Appeal from the United States District Court for the Eastern District of Wisconsin. No. 76-C-789 -- Robert W. Warren, Judge .

Before Wood and Cudahy, Circuit Judges, and Campbell, Senior District Judge.*fn*

Author: Campbell

This appeal presents two issues: whether the taxpayers successfully overcame the Commissioner of Internal Revenue's determination of a tax deficiency; and whether the Commissioner established, by clear and convincing evidence, that these deficiencies were the result of fraud. The plaintiffs-taxpayers have the burden of proof on the first issue, the Commissioner on the latter. The District Court, after a bench trial, concluded that the taxpayers had failed to rebut the deficiency determinations, and that the deficiencies were the product of fraud. While we concur with the District Court's finding as to the deficiencies, we do not believe that the record supports a finding of fraud. We, therefore, reverse.

The plaintiffs, Filippo Candela and Providenza Candela, reside in Lomira, Wisconsin. They were married in 1925 and emigrated to this country from Italy the following year. The Candelas lived in Ohio at first and then moved to Wisconsin in 1939. In April of 1941 Filippo started working at the Grande Cheese Company. The Candelas and their two children, Antoinette and John, lived in a house owned by the cheese company. They paid no rent. Since there was no hotel in town, they would provide lodging for customers and suppliers of the cheese company, for which they were compensated by the company.

The Candelas apparently lived very frugally. Filippo worked seven days a week, and they did not mix socially with other members of the community. They grew their own vegetables which served as a major source of their food. The Candelas did send their two children to parochial schools, and then on to college. Their daughter, Antoinette, testified that for seven years after she graduated from college and was working, she lived either at home or with relatives, and routinely sent a portion of her income home to her father.

In 1967 Filippo and his son John, who was approximately twenty-one years old, purchased the Grande Cheese Company from the Di Bella family for $60,000. Filippo paid for the stock of the company with a money order in the amount of $46,004.78, and a check from the Gourmay Cheese Company in the amount of $13,995.22. The check from Gourmay was a partial payment of a $20,000 debt owed by the Grande Cheese Company to Filippo.

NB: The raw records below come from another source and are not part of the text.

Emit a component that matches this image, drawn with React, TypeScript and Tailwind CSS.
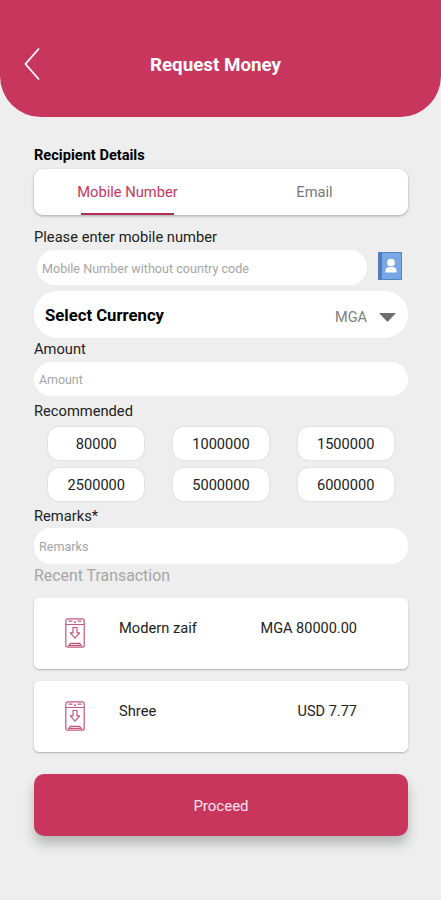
import { useState } from 'react';

const AMOUNTS = ['80000', '1000000', '1500000', '2500000', '5000000', '6000000'];

const TRANSACTIONS = [
  { id: 1, name: 'Modern zaif', amount: 'MGA 80000.00' },
  { id: 2, name: 'Shree', amount: 'USD 7.77' },
];

function PhoneDownIcon() {
  return (
    <svg width="20" height="30" viewBox="0 0 20 30" fill="none" stroke="#c4587c" strokeWidth="1.2">
      <rect x="0.8" y="0.8" width="18.4" height="28.4" rx="2" />
      <path d="M1 6.5h18M3.5 3.2h4M12.5 3.2h4" />
      <path d="M9 4.2h2" strokeWidth="1.6" />
      <path d="M8 9.5h4v5.3h2.7L10 20.2l-4.7-5.4H8z" strokeLinejoin="round" />
      <path d="M3.2 28.2l2.3-2.9h9l2.3 2.9M4.5 27.4h11" />
    </svg>
  );
}

function ContactIcon() {
  return (
    <svg width="24" height="28" viewBox="0 0 24 28">
      <rect x="0.5" y="0.5" width="23" height="27" fill="#79a7e6" stroke="#5583c4" />
      <rect x="0.5" y="0.5" width="3.5" height="27" fill="#4f7dbd" />
      <circle cx="13" cy="10.6" r="3.9" fill="#fff" />
      <path d="M7.5 20.5v-2.1c0-2 2.3-3.6 5.5-3.6s5.5 1.6 5.5 3.6v2.1z" fill="#fff" />
      <path d="M10.3 14.6h5.4" stroke="#79a7e6" strokeWidth="0.8" />
    </svg>
  );
}

export default function App() {
  const [tab, setTab] = useState('mobile');

  return (
    <div className="flex h-[900px] w-[441px] flex-col overflow-hidden bg-[#eeeeee] font-['Roboto',sans-serif] text-[#222]">
      {/* Header */}
      <header className="flex h-[117px] shrink-0 items-center rounded-b-[41px] bg-[#c8365e] pt-[11px] pl-6">
        <button aria-label="Back" className="text-white">
          <svg width="16" height="34" viewBox="0 0 16 34" fill="none" stroke="currentColor" strokeWidth="1.8">
            <path d="M15 1.5L1.5 17L15 32.5" />
          </svg>
        </button>
        <h1 className="flex-1 pt-[3px] pr-[50px] text-center text-[18.8px] font-bold text-white">Request Money</h1>
      </header>

      <main className="flex flex-col pr-[33px] pl-[34px] text-[14.7px]">
        <h2 className="mt-7 h-5 text-[14.6px] leading-5 font-bold text-black">Recipient Details</h2>

        {/* Tabs */}
        <div className="mt-1 flex h-[46px] rounded-[9px] bg-white shadow-[0_1px_3px_rgba(0,0,0,0.3)]">
          <button
            onClick={() => setTab('mobile')}
            className="flex flex-1 flex-col items-center justify-between text-[#c8365e]"
          >
            <span className="pt-3">Mobile Number</span>
            {tab === 'mobile' && <span className="h-[2.5px] w-[93px] bg-[#b32f56]" />}
          </button>
          <button
            onClick={() => setTab('email')}
            className="flex flex-1 flex-col items-center justify-between text-[#777]"
          >
            <span className="pt-3">Email</span>
            {tab === 'email' && <span className="h-[2.5px] w-[93px] bg-[#b32f56]" />}
          </button>
        </div>

        <label className="mt-3 h-5 leading-5">Please enter mobile number</label>
        <div className="mt-[3px] flex h-[35px] items-center justify-between pr-[6px] pl-[3px]">
          <input
            placeholder="Mobile Number without country code"
            className="h-[35px] w-[330px] rounded-full bg-white px-[5px] pt-px text-[12.6px] outline-none placeholder:text-[#a5a5a5]"
          />
          <div className="-mt-1">
            <ContactIcon />
          </div>
        </div>

        {/* Currency */}
        <div className="mt-[6px] flex h-[47px] items-center rounded-full bg-white pr-[12px] pl-[11px]">
          <span className="flex-1 pt-0.5 text-[16.7px] font-bold text-black">Select Currency</span>
          <span className="pt-[7px] text-[14.5px] text-[#808080]">MGA</span>
          <svg className="mt-[5px] ml-[12px]" width="17" height="9" viewBox="0 0 17 9" fill="#6f6f6f">
            <path d="M0 0h17L8.5 9z" />
          </svg>
        </div>

        <label className="mt-[1px] h-5 leading-5">Amount</label>
        <input
          placeholder="Amount"
          className="mt-[3px] h-[34px] rounded-full bg-white px-[5px] pt-px text-[12.4px] outline-none placeholder:text-[#a5a5a5]"
        />

        <p className="mt-[5px] h-5 leading-5">Recommended</p>
        <div className="mt-[6px] grid grid-cols-3 justify-items-center gap-y-2">
          {AMOUNTS.map((amount) => (
            <button
              key={amount}
              className="h-[33px] w-24 rounded-[11px] bg-white pt-0.5 text-[14.6px] shadow-[0_0_2px_rgba(0,0,0,0.16)]"
            >
              {amount}
            </button>
          ))}
        </div>

        <label className="mt-[5px] h-5 leading-5">Remarks*</label>
        <input
          placeholder="Remarks"
          className="mt-[2px] h-9 rounded-[17px] bg-white px-[5px] pt-px text-[12.6px] outline-none placeholder:text-[#a5a5a5]"
        />

        {/* Recent transactions */}
        <p className="mt-[2px] h-5 text-[15.9px] leading-5 text-[#a6a6a6]">Recent Transaction</p>
        <div className="mt-3 flex flex-col gap-3">
          {TRANSACTIONS.map((t) => (
            <div
              key={t.id}
              className="flex h-[71px] items-start rounded-[5px] bg-white pr-[51px] pl-[31px] shadow-[0_1px_2px_rgba(0,0,0,0.28)]"
            >
              <span className="mt-5">
                <PhoneDownIcon />
              </span>
              <span className="mt-[19px] ml-[34px] flex-1">{t.name}</span>
              <span className="mt-5 text-[14.5px]">{t.amount}</span>
            </div>
          ))}
        </div>

        <button className="mt-[22px] h-[62px] rounded-[10px] bg-[#c8365e] pt-0.5 text-[15px] text-[#fbe3ea] shadow-[0_8px_12px_rgba(60,75,65,0.32)]">
          Proceed
        </button>
      </main>
    </div>
  );
}
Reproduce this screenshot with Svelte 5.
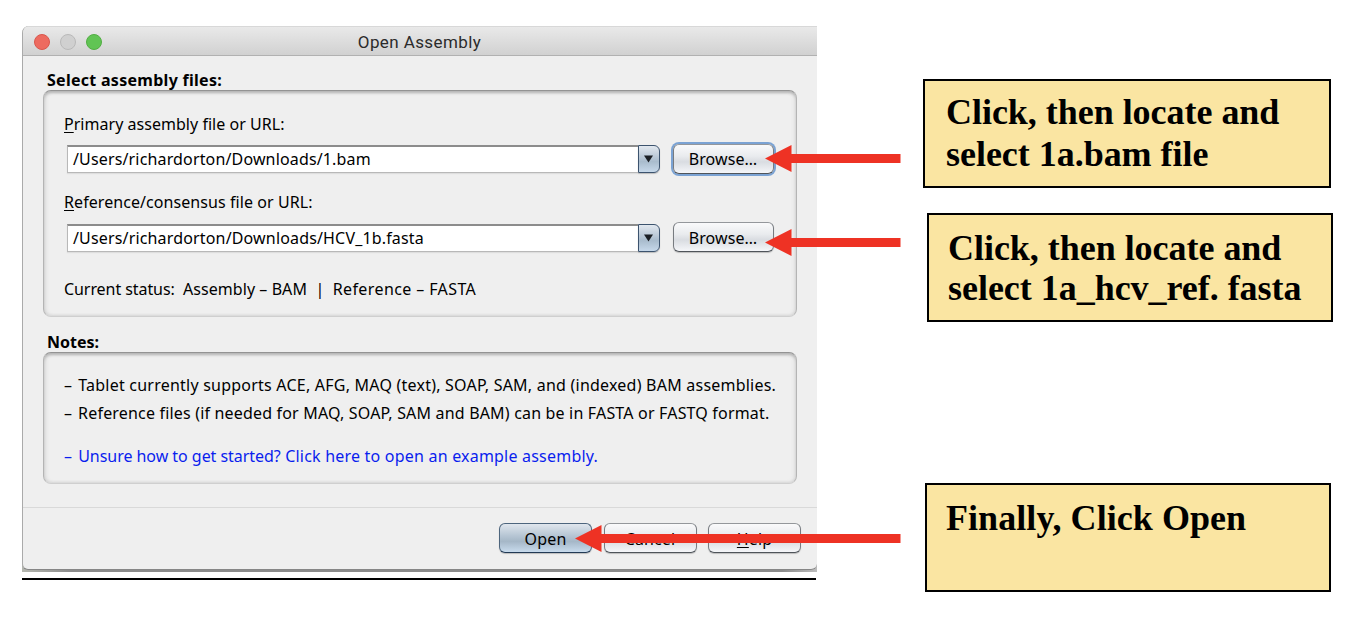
<script>
  const sources = [
    { key: 'P', label: 'rimary assembly file or URL:', value: '/Users/richardorton/Downloads/1.bam', focused: true, ls: 0.03, vls: 0.15 },
    { key: 'R', label: 'eference/consensus file or URL:', value: '/Users/richardorton/Downloads/HCV_1b.fasta', focused: false, ls: 0.07, vls: 0.16 }
  ];
  const callouts = [
    { lines: ['Click, then locate and', 'select 1a.bam file'], cls: 'first' },
    { lines: ['Click, then locate and', 'select 1a_hcv_ref. fasta'], cls: 'second' },
    { lines: ['Finally, Click Open'], cls: 'third' }
  ];
</script>

<main>
  <div class="left">
    <section class="window">
      <div class="frame">
        <header>
          <span class="light red"></span><span class="light gray"></span><span class="light green"></span>
          <span class="title">Open Assembly</span>
        </header>
        <div class="body">
          <h2 class="h-select">Select assembly files:</h2>
          <div class="panel files">
            {#each sources as s}
              <div class="label" style="letter-spacing:{s.ls}px"><u>{s.key}</u>{s.label}</div>
              <div class="row">
                <div class="combo" class:lower={!s.focused}>
                  <div class="field"><span style="letter-spacing:{s.vls}px">{s.value}</span></div>
                  <div class="drop"><svg width="9" height="8" viewBox="0 0 9 8"><path d="M0 .5h9L4.5 7.5z" fill="#1b1f24" /></svg></div>
                </div>
                <div class="btn browse" class:focused={s.focused}><span>Browse…</span></div>
              </div>
            {/each}
            <div class="status"><span class="s1">Current status:&nbsp;</span> <span class="s2">Assembly – BAM&nbsp; |&nbsp;</span> <span class="s3">Reference – FASTA</span></div>
          </div>
          <h2 class="h-notes">Notes:</h2>
          <div class="panel notes">
            <p class="n1"><i>–</i> Tablet currently supports ACE, AFG, MAQ (text), SOAP, SAM, and (indexed) BAM assemblies.</p>
            <p class="n2"><i>–</i> Reference files (if needed for MAQ, SOAP, SAM and BAM) can be in FASTA or FASTQ format.</p>
            <p class="n3"><i>–</i> <span class="ask">Unsure how to get started?</span> <span>Click here to open an example assembly.</span></p>
          </div>
        </div>
        <footer>
          <div class="btn primary"><span>Open</span></div>
          <div class="btn"><span>Cancel</span></div>
          <div class="btn"><span><u>H</u>elp</span></div>
        </footer>
      </div>
    </section>
    <div class="rule"></div>
  </div>
  <aside>
    {#each callouts as c}
      <div class="callout {c.cls}">
        {#each c.lines as line}<div>{line}</div>{/each}
      </div>
    {/each}
  </aside>
  <svg class="arrows" width="1360" height="620" viewBox="0 0 1360 620" fill="#ee3224">
    <path d="M765 158.500L791.500 145v9H900.500v9H791.500v9z" />
    <path d="M765 242.500L791.500 229v9H900.500v9H791.500v9z" />
    <path d="M575 538.500L601.500 525v9H900.500v9H601.500v9z" />
  </svg>
</main>

<style>
  :global(body) { margin: 0; background: #fff; }
  main {
    position: relative; box-sizing: border-box; width: 1360px; height: 620px; overflow: hidden;
    display: flex; padding-left: 22px; background: #fff; color: #000;
    font: 16px/22px "Noto Sans", "Open Sans", sans-serif;
  }
  main * { box-sizing: border-box; }
  .left { width: 795px; padding-top: 26px; }
  .window { height: 546px; background: linear-gradient(90deg, #b5b7b0, #8c8c8c 50px, #8c8c8c 760px, #bdbdbd); border-radius: 7px 0 0 0; }
  .frame {
    height: 544px; background: #efefef; border-left: 1px solid #aaa; border-bottom: 1px solid #868686;
    border-radius: 7px 0 6px 6px; overflow: hidden; display: flex; flex-direction: column;
  }
  header {
    height: 30px; flex: none; display: flex; align-items: center; position: relative; padding-left: 11px; gap: 10px;
    border-top: 1px solid #d8d8d8; border-bottom: 1px solid #b1b1b1; background: linear-gradient(#e9e9e9, #d1d1d1);
  }
  .light { width: 16px; height: 16px; border-radius: 50%; margin-top: 1px; }
  .red { background: #ed6b60; border: 1px solid #d9574d; }
  .gray { background: #d0d0d0; border: 1px solid #b9b9b9; }
  .green { background: #61c454; border: 1px solid #52ae43; }
  .title {
    position: absolute; left: 0; right: 1px; top: 5px; text-align: center; color: #2b2b2b;
    font: 17px/20px Roboto, sans-serif; letter-spacing: .4px;
  }
  .body { height: 451px; flex: none; padding: 13px 20px 0; }
  h2 { margin: 0 0 0 4px; font-size: 16px; line-height: 22px; font-weight: 700; height: 21px; white-space: nowrap; }
  .h-select { letter-spacing: .28px; }
  .h-notes { margin-top: 14px; }
  .panel {
    border: 1px solid #b4b4b4; border-top: 1px solid #939393; border-bottom-color: #cfcfcf; border-radius: 8px;
    box-shadow: inset 0 3px 3px -1px #b4b4b4, inset 2px 0 4px -1px #d0d0d0, inset -2px 0 4px -1px #d8d8d8, inset 0 -1px 2px #e2e2e2;
    padding-left: 20px; white-space: nowrap;
  }
  .files { height: 227px; padding-top: 22px; }
  .notes { height: 132px; padding-top: 21px; }
  .label { height: 22px; }
  .row { display: flex; align-items: center; height: 30px; margin: 9px 0 17px 3px; }
  .combo { display: flex; width: 593px; height: 28px; margin-right: 13px; }
  .lower { margin-top: 2px; }
  .field {
    flex: 1; background: #fff; border: 1px solid #b8b8b8; border-top: 2px solid #8c8c8c; border-right: 0;
    padding: 0 0 0 5px; line-height: 24px; box-shadow: 0 1px 1px #dedede;
  }
  .drop {
    width: 22px; border: 1px solid #3c536e; border-radius: 0 6px 6px 0; display: flex; align-items: center; justify-content: center;
    background: linear-gradient(#e2e8ef 0, #bccad8 40%, #a9bccd 60%, #c6d8ea); box-shadow: 0 1px 1px #bbb;
  }
  .drop svg { margin-right: 1px; }
  .btn {
    width: 93px; height: 30px; border: 1px solid #777b80; border-top-color: #94979b; border-bottom-color: #4f545a; border-radius: 6px;
    background: linear-gradient(#fafafb, #e9ebee 40%, #d9dce1 60%, #f5f6f9); box-shadow: 0 1px 1px #bcbcbc;
    text-align: center; line-height: 30px; letter-spacing: .1px;
  }
  .btn.browse { width: 101px; line-height: 28px; padding-right: 1px; }
  .lower + .btn.browse { line-height: 30px; }
  .focused { box-shadow: 0 0 0 2px #7ba3d4; }
  .primary {
    border-color: #4d657d; border-bottom-color: #223a55; letter-spacing: .2px;
    background: linear-gradient(#e0e6ed, #b8c7d5 40%, #a5b7c7 62%, #c8dbed);
  }
  .status { margin-top: 26px; }
  .s1 { letter-spacing: -.07px; }
  .s2 { letter-spacing: .06px; }
  .s3 { letter-spacing: .4px; }
  i { font-style: normal; margin-right: 1.6px; }
  p { margin: 0; height: 28px; }
  .n1 { letter-spacing: .225px; }
  .n2 { letter-spacing: .18px; }
  .n3 { margin-top: 15px; color: #0a1eee; letter-spacing: .21px; }
  .ask { letter-spacing: -.04px; }
  footer { flex: 1; display: flex; gap: 11.500px; padding: 15px 16px 0 0; justify-content: flex-end; border-top: 1px solid #d9d9d9; }
  u { text-decoration-thickness: 1px; text-underline-offset: 2px; }
  .rule { width: 794px; height: 2px; margin-top: 6px; background: #000; }
  aside { padding: 79px 0 0 106px; font: 700 36px/42px "Liberation Serif", serif; white-space: nowrap; letter-spacing: -.03px; }
  .callout { height: 109px; border: 2px solid #000; background: #fae5a2; padding: 10px 0 0 21px; }
  .first { width: 408px; }
  .second { width: 406px; margin: 25px 0 0 4px; line-height: 40px; padding: 13px 0 0 19px; }
  .third { width: 406px; margin: 161px 0 0 2px; padding: 12px 0 0 19px; letter-spacing: .06px; }
  .arrows { position: absolute; left: 0; top: 0; }
</style>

The money order was purchased with a $40,000 withdrawal from Filippo's checking account at the Brownsville State Bank, and the remaining $6,004.78 was in cash.

Filippo Candela never learned to read or write, nor did he learn much English. His daily contact was limited to his family and fellow workers at the cheese company. Thus, there was little need for English in his daily life. The preparation of Filippo's annual tax returns was handled by his barber until 1968. In 1968 the barber died, and his return for that year and subsequent years was prepared by Herbert Hauptman, the accountant for the cheese company.

In April of 1975 the Commissioner sent the Candelas notice of a tax deficiency for the years 1967, 1968 and 1969. They paid the deficiencies together with penalties for fraud and, on November 29, 1976, instituted this action for a refund. The deficiencies asserted by the Commissioner were for $6,280.71 in 1967, $12,561.02 in 1968, and $13,547.00 in 1969. In addition, fraud penalties of 50% of deficiencies were assessed. The entire amount at issue, including interest, is $60,606.88.

It should be noted at the outset that the finding of fraud is crucial to the outcome of this case. Normally, the Commissioner is barred from assessing a tax deficiency more than three years after any part of such tax was paid. 26 U.S.C. § 6501(a). However, the three year limitation does not apply in cases where the taxpayer files a "fraudulent return with the intent to evade tax." 26 U.S.C. § 6501(c)(1). Thus, the Commissioner is barred from collecting anything unless he can establish the requisite fraudulent intent of the taxpayer. The standard by which fraud must be established is one of clear and convincing evidence. Gromacki v. Commissioner, 361 F.2d 727, 731 (7th Cir. 1966).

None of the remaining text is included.